Deployment steps (practical checklist):


  1. Survey existing weighbridge hardware and indicator interfaces.
  2. Confirm legal-for-trade status and calibration schedule.
  3. Define required data fields, formats, and acceptance rules with stakeholders.
  4. Select or develop an edge gateway to read the indicator and peripherals.
  5. Build middleware to map weight events to backend APIs (retry, queuing, idempotency).
  6. Pilot with a subset of vehicles and iterate on exception handling.
  7. Train operators, update SOPs, and roll out across shifts.
  8. Monitor KPIs and tune system rules to reduce false positives and manual interventions.


Costs and return on investment:


Upfront costs include indicator upgrades (if needed), cameras/RFID, an edge computer, integration development, and legal certification. Ongoing costs cover calibration, maintenance, and connectivity. ROI is typically realized through reduced weighing time, fewer disputes, lower labor costs for manual ticketing, and faster invoicing — often paying back integration costs in months for high-throughput sites.
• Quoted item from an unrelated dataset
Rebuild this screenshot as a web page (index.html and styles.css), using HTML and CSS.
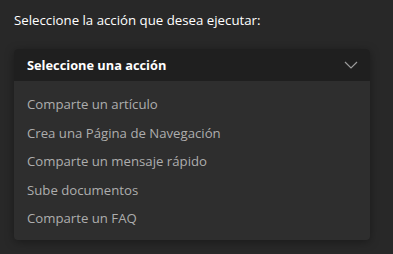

Final advice for beginners:



Start small: automate electronic ticketing and order linking first, then add cameras/RFID and gates. Work closely with your weighbridge manufacturer and metrology authority to ensure compliance. Use clear data formats and an edge-first design to make your integration robust and future-proof. With the right approach, integrating software with your weighbridge transforms a single data point (weight) into a reliable trigger for inventory accuracy, billing automation, and better operational control.